> **What you should do**
Transcribe all of the material exactly, except for its pictures.

> **Provided data**
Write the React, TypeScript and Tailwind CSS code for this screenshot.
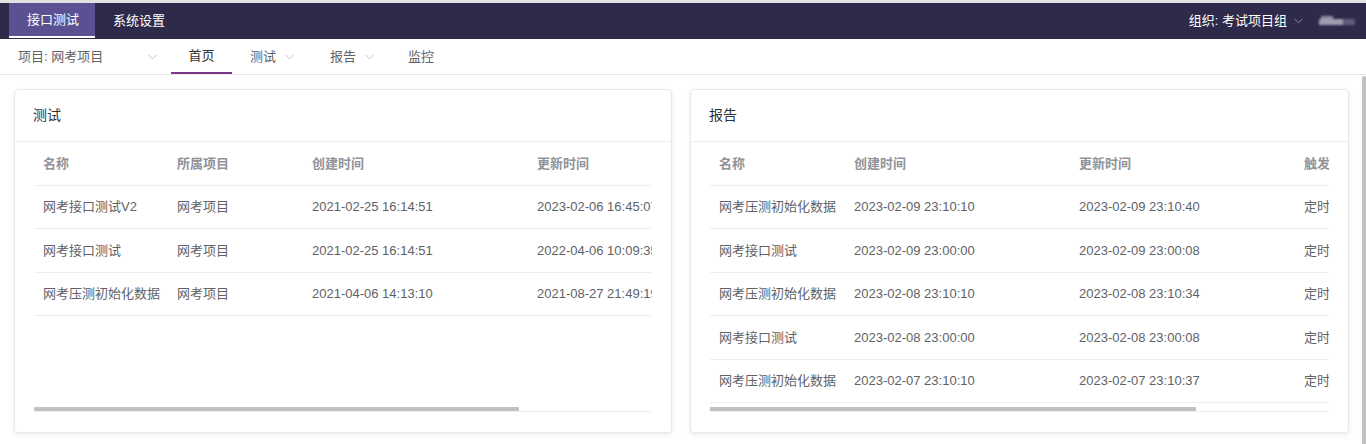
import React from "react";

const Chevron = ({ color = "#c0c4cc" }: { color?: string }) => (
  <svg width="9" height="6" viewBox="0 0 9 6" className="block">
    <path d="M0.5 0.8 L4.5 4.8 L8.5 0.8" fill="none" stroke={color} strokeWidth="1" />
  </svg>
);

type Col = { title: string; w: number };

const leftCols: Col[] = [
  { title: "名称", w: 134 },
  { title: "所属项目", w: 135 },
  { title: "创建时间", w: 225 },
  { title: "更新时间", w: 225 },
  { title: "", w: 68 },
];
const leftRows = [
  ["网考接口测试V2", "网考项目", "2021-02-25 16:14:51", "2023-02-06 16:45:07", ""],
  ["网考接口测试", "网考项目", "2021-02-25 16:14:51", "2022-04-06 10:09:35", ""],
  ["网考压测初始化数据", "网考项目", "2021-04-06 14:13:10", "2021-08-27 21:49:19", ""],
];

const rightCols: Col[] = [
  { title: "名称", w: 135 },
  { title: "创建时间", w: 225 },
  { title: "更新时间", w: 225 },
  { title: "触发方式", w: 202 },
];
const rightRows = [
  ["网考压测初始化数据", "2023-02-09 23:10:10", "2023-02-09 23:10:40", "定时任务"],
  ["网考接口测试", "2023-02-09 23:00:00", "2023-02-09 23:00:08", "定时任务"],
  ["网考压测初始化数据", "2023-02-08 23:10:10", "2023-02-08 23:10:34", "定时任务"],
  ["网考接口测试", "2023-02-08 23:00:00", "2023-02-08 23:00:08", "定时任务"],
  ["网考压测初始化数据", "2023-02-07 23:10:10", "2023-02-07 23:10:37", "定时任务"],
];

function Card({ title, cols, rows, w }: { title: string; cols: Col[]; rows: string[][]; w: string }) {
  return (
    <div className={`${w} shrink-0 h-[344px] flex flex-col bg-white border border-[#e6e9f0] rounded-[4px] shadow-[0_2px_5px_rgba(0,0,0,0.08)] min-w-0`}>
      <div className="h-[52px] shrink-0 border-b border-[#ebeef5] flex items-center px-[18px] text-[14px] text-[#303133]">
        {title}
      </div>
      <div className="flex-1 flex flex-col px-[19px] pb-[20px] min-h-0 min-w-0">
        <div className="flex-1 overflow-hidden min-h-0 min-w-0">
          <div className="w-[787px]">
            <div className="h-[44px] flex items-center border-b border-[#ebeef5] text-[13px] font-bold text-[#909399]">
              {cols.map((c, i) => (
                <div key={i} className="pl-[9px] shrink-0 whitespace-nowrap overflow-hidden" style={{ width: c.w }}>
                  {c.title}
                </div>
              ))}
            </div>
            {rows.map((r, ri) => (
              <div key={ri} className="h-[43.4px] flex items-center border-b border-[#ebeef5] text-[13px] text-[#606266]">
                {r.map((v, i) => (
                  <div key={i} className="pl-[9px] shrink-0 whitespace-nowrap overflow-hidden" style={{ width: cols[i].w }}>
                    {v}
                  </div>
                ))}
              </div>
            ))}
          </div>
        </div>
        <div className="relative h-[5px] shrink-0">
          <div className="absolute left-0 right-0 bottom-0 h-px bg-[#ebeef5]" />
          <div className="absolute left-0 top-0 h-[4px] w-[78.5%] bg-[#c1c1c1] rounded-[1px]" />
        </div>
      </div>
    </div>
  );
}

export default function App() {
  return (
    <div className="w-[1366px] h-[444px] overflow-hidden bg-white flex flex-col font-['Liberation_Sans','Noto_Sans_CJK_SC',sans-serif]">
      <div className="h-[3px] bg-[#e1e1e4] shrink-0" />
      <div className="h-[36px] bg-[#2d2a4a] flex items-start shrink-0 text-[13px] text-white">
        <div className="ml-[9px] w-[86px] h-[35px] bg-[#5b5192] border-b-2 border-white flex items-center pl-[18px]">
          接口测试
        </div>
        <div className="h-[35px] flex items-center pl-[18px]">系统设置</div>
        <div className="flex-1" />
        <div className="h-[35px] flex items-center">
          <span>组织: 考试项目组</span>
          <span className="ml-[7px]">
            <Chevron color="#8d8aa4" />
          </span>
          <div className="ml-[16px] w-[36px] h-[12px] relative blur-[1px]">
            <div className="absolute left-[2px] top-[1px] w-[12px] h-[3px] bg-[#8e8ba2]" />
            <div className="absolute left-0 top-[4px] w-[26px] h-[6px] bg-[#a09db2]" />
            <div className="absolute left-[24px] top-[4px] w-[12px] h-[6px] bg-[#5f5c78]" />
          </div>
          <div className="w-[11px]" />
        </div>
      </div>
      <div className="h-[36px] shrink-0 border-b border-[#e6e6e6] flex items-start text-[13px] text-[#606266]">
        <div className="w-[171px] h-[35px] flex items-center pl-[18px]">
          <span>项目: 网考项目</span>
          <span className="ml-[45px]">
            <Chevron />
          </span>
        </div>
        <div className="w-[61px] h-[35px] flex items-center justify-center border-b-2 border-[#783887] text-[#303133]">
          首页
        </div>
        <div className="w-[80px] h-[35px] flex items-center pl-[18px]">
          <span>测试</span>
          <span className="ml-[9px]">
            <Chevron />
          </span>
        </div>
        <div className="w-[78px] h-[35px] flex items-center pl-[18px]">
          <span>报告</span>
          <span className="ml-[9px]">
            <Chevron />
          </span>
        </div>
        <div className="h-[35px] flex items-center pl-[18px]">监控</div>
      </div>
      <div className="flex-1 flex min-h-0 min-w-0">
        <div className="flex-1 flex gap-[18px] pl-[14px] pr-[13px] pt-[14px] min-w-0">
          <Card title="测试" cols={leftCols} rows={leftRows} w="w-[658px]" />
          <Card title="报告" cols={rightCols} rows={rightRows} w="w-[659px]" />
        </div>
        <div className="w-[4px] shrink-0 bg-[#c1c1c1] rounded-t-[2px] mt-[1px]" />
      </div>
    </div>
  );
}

> **Written response**
Write the React, TypeScript and Tailwind CSS code for this screenshot.
import React from "react";

const Chevron = ({ color = "#c0c4cc" }: { color?: string }) => (
  <svg width="9" height="6" viewBox="0 0 9 6" className="block">
    <path d="M0.5 0.8 L4.5 4.8 L8.5 0.8" fill="none" stroke={color} strokeWidth="1" />
  </svg>
);

type Col = { title: string; w: number };

const leftCols: Col[] = [
  { title: "名称", w: 134 },
  { title: "所属项目", w: 135 },
  { title: "创建时间", w: 225 },
  { title: "更新时间", w: 225 },
  { title: "", w: 68 },
];
const leftRows = [
  ["网考接口测试V2", "网考项目", "2021-02-25 16:14:51", "2023-02-06 16:45:07", ""],
  ["网考接口测试", "网考项目", "2021-02-25 16:14:51", "2022-04-06 10:09:35", ""],
  ["网考压测初始化数据", "网考项目", "2021-04-06 14:13:10", "2021-08-27 21:49:19", ""],
];

const rightCols: Col[] = [
  { title: "名称", w: 135 },
  { title: "创建时间", w: 225 },
  { title: "更新时间", w: 225 },
  { title: "触发方式", w: 202 },
];
const rightRows = [
  ["网考压测初始化数据", "2023-02-09 23:10:10", "2023-02-09 23:10:40", "定时任务"],
  ["网考接口测试", "2023-02-09 23:00:00", "2023-02-09 23:00:08", "定时任务"],
  ["网考压测初始化数据", "2023-02-08 23:10:10", "2023-02-08 23:10:34", "定时任务"],
  ["网考接口测试", "2023-02-08 23:00:00", "2023-02-08 23:00:08", "定时任务"],
  ["网考压测初始化数据", "2023-02-07 23:10:10", "2023-02-07 23:10:37", "定时任务"],
];

function Card({ title, cols, rows, w }: { title: string; cols: Col[]; rows: string[][]; w: string }) {
  return (
    <div className={`${w} shrink-0 h-[344px] flex flex-col bg-white border border-[#e6e9f0] rounded-[4px] shadow-[0_2px_5px_rgba(0,0,0,0.08)] min-w-0`}>
      <div className="h-[52px] shrink-0 border-b border-[#ebeef5] flex items-center px-[18px] text-[14px] text-[#303133]">
        {title}
      </div>
      <div className="flex-1 flex flex-col px-[19px] pb-[20px] min-h-0 min-w-0">
        <div className="flex-1 overflow-hidden min-h-0 min-w-0">
          <div className="w-[787px]">
            <div className="h-[44px] flex items-center border-b border-[#ebeef5] text-[13px] font-bold text-[#909399]">
              {cols.map((c, i) => (
                <div key={i} className="pl-[9px] shrink-0 whitespace-nowrap overflow-hidden" style={{ width: c.w }}>
                  {c.title}
                </div>
              ))}
            </div>
            {rows.map((r, ri) => (
              <div key={ri} className="h-[43.4px] flex items-center border-b border-[#ebeef5] text-[13px] text-[#606266]">
                {r.map((v, i) => (
                  <div key={i} className="pl-[9px] shrink-0 whitespace-nowrap overflow-hidden" style={{ width: cols[i].w }}>
                    {v}
                  </div>
                ))}
              </div>
            ))}
          </div>
        </div>
        <div className="relative h-[5px] shrink-0">
          <div className="absolute left-0 right-0 bottom-0 h-px bg-[#ebeef5]" />
          <div className="absolute left-0 top-0 h-[4px] w-[78.5%] bg-[#c1c1c1] rounded-[1px]" />
        </div>
      </div>
    </div>
  );
}

export default function App() {
  return (
    <div className="w-[1366px] h-[444px] overflow-hidden bg-white flex flex-col font-['Liberation_Sans','Noto_Sans_CJK_SC',sans-serif]">
      <div className="h-[3px] bg-[#e1e1e4] shrink-0" />
      <div className="h-[36px] bg-[#2d2a4a] flex items-start shrink-0 text-[13px] text-white">
        <div className="ml-[9px] w-[86px] h-[35px] bg-[#5b5192] border-b-2 border-white flex items-center pl-[18px]">
          接口测试
        </div>
        <div className="h-[35px] flex items-center pl-[18px]">系统设置</div>
        <div className="flex-1" />
        <div className="h-[35px] flex items-center">
          <span>组织: 考试项目组</span>
          <span className="ml-[7px]">
            <Chevron color="#8d8aa4" />
          </span>
          <div className="ml-[16px] w-[36px] h-[12px] relative blur-[1px]">
            <div className="absolute left-[2px] top-[1px] w-[12px] h-[3px] bg-[#8e8ba2]" />
            <div className="absolute left-0 top-[4px] w-[26px] h-[6px] bg-[#a09db2]" />
            <div className="absolute left-[24px] top-[4px] w-[12px] h-[6px] bg-[#5f5c78]" />
          </div>
          <div className="w-[11px]" />
        </div>
      </div>
      <div className="h-[36px] shrink-0 border-b border-[#e6e6e6] flex items-start text-[13px] text-[#606266]">
        <div className="w-[171px] h-[35px] flex items-center pl-[18px]">
          <span>项目: 网考项目</span>
          <span className="ml-[45px]">
            <Chevron />
          </span>
        </div>
        <div className="w-[61px] h-[35px] flex items-center justify-center border-b-2 border-[#783887] text-[#303133]">
          首页
        </div>
        <div className="w-[80px] h-[35px] flex items-center pl-[18px]">
          <span>测试</span>
          <span className="ml-[9px]">
            <Chevron />
          </span>
        </div>
        <div className="w-[78px] h-[35px] flex items-center pl-[18px]">
          <span>报告</span>
          <span className="ml-[9px]">
            <Chevron />
          </span>
        </div>
        <div className="h-[35px] flex items-center pl-[18px]">监控</div>
      </div>
      <div className="flex-1 flex min-h-0 min-w-0">
        <div className="flex-1 flex gap-[18px] pl-[14px] pr-[13px] pt-[14px] min-w-0">
          <Card title="测试" cols={leftCols} rows={leftRows} w="w-[658px]" />
          <Card title="报告" cols={rightCols} rows={rightRows} w="w-[659px]" />
        </div>
        <div className="w-[4px] shrink-0 bg-[#c1c1c1] rounded-t-[2px] mt-[1px]" />
      </div>
    </div>
  );
}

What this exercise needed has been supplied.